### Your goal:
Reproduce each line that includes the word "index".

[Records excerpted from a collection]

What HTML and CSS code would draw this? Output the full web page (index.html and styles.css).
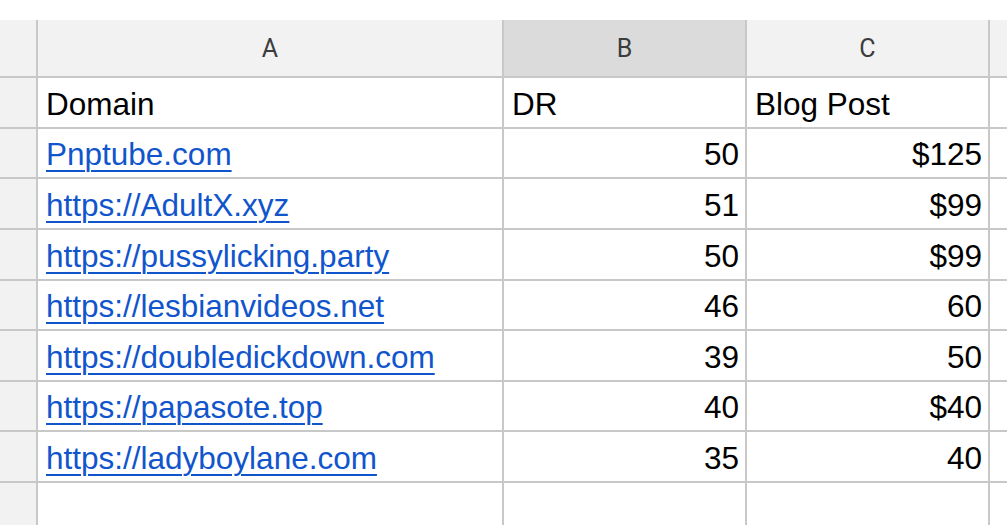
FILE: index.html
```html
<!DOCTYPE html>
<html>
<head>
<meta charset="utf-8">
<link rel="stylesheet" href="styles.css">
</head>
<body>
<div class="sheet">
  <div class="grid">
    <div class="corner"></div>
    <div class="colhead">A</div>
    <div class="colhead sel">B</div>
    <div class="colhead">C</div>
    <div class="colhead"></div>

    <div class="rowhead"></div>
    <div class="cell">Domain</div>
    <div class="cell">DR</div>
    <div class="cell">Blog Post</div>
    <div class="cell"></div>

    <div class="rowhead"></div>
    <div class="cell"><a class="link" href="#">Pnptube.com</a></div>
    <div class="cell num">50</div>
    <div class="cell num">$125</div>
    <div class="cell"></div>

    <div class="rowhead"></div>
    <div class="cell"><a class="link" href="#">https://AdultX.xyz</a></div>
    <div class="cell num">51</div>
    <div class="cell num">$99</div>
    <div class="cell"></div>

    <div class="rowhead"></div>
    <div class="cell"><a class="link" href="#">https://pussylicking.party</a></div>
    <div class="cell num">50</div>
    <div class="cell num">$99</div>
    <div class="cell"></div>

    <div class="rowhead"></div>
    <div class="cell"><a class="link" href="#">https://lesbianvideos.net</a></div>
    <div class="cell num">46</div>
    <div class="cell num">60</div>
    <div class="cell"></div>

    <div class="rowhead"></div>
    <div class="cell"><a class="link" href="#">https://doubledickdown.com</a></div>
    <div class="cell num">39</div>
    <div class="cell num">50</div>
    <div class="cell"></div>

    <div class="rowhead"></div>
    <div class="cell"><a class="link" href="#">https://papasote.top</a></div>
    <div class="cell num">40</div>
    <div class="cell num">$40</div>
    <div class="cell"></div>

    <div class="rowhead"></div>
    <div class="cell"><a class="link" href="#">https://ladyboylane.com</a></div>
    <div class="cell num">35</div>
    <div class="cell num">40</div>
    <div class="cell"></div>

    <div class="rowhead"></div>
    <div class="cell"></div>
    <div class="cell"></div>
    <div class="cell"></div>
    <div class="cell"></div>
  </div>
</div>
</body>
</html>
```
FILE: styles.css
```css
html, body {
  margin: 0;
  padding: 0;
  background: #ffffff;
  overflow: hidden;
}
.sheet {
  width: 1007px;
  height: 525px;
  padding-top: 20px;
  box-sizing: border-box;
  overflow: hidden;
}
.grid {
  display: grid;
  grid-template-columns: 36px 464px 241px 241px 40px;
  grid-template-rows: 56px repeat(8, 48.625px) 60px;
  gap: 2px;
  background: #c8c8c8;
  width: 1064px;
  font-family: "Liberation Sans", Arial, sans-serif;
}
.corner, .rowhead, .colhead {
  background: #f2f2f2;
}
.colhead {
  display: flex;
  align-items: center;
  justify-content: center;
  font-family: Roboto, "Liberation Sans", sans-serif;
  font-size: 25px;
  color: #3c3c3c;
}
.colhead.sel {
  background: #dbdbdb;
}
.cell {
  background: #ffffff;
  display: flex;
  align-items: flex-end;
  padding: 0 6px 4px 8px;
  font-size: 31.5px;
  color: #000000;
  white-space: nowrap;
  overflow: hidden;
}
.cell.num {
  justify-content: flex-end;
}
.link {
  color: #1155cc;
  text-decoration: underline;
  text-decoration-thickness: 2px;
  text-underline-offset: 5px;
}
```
---
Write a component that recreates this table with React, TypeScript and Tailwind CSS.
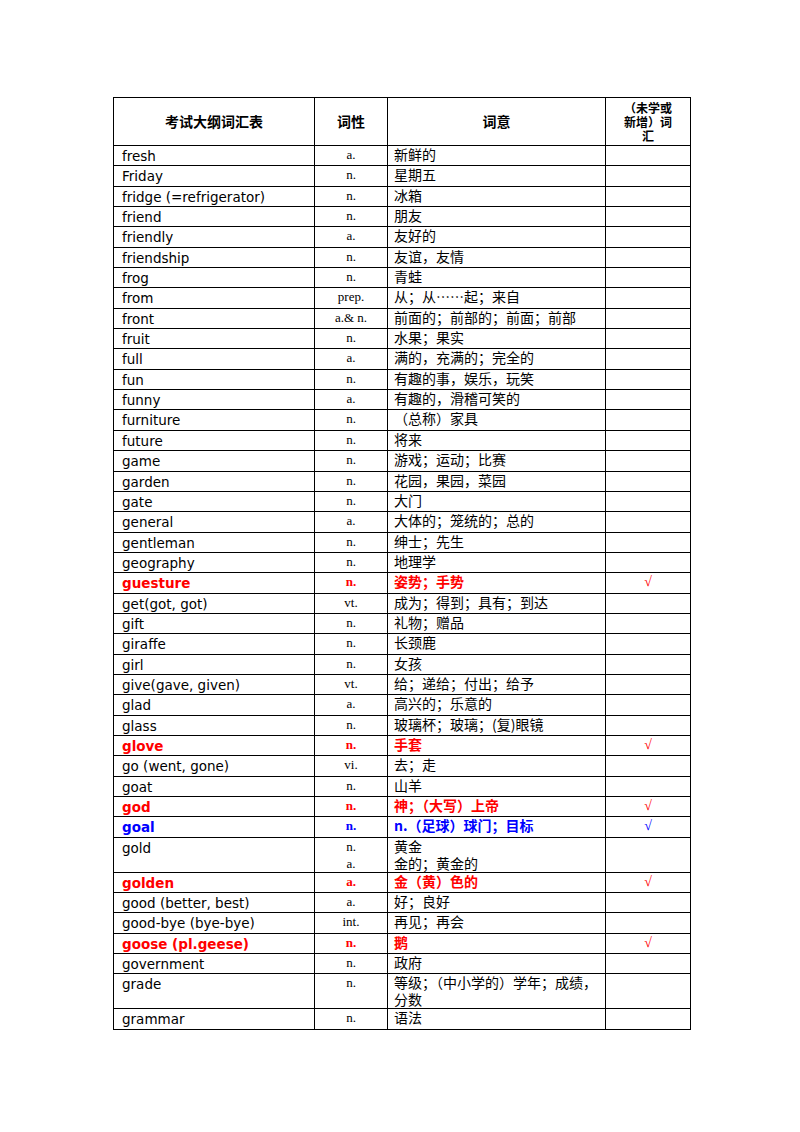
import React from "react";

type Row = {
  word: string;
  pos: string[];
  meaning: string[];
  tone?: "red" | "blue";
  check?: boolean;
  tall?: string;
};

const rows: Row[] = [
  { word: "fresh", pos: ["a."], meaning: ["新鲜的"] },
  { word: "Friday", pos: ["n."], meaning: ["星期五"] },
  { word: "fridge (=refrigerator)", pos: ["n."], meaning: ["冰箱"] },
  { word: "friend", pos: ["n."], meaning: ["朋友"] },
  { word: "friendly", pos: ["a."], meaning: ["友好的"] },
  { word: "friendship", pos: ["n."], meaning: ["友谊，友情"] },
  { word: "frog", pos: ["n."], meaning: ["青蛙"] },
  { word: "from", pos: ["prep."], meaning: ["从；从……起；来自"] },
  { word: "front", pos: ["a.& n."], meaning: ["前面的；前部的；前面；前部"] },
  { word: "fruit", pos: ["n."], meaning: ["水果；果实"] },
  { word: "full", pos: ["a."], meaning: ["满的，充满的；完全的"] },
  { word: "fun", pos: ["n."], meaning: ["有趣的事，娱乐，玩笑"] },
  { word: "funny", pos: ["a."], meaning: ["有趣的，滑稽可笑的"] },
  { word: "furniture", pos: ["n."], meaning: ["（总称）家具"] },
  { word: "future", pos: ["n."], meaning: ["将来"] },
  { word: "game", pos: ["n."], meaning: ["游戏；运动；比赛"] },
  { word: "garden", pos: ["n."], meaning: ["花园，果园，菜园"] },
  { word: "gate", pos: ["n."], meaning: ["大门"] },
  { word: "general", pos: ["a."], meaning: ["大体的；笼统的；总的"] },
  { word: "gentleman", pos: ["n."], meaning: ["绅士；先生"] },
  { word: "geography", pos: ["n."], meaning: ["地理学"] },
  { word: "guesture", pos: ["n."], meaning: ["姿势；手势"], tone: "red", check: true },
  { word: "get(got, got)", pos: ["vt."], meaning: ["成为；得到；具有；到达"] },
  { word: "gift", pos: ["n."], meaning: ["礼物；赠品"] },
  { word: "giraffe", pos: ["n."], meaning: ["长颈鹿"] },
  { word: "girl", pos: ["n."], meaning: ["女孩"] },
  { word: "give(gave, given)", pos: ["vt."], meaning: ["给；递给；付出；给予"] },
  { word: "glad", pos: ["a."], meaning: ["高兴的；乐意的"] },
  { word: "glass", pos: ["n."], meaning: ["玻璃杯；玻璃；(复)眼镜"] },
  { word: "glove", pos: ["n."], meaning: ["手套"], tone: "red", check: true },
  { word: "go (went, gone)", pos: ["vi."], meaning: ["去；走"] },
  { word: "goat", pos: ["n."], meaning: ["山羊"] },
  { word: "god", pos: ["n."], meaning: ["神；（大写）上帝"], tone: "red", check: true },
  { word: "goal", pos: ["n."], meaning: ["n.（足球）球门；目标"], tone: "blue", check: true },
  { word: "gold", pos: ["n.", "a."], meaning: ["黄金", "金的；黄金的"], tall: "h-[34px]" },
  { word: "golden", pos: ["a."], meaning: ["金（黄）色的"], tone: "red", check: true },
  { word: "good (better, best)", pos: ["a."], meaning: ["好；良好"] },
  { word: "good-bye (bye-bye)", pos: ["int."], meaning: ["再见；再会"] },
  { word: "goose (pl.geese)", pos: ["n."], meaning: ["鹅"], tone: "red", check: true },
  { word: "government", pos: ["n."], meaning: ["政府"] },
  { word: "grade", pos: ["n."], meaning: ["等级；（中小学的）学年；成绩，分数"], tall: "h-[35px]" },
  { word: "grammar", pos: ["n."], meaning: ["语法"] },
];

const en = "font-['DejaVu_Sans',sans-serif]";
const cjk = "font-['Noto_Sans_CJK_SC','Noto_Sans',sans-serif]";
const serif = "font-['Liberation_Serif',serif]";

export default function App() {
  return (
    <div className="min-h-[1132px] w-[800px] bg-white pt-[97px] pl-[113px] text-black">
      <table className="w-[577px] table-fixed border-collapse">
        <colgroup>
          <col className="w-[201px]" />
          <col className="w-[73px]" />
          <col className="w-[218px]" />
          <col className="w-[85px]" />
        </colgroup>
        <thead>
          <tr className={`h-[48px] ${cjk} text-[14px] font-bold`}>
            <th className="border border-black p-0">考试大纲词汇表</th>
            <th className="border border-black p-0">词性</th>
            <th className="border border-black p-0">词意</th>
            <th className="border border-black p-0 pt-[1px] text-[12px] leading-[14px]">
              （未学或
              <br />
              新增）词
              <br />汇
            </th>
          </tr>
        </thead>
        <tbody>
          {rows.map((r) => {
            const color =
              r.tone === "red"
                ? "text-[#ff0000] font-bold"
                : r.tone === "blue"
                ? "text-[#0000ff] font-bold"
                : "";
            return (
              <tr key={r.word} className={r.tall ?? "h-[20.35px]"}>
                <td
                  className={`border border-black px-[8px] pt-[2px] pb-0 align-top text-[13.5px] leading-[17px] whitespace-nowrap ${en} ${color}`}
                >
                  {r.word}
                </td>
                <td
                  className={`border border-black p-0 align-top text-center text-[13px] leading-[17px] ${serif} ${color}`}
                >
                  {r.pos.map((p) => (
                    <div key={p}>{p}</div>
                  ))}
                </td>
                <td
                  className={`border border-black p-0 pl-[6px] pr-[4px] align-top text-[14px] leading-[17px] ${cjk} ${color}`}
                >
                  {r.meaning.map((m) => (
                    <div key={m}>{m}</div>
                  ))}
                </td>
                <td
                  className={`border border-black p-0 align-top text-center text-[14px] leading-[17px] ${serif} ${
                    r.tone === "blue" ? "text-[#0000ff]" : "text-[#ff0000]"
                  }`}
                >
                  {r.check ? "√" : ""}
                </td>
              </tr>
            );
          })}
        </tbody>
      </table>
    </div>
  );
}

### Result:
What HTML and CSS code would draw this? Output the full web page (index.html and styles.css).
FILE: index.html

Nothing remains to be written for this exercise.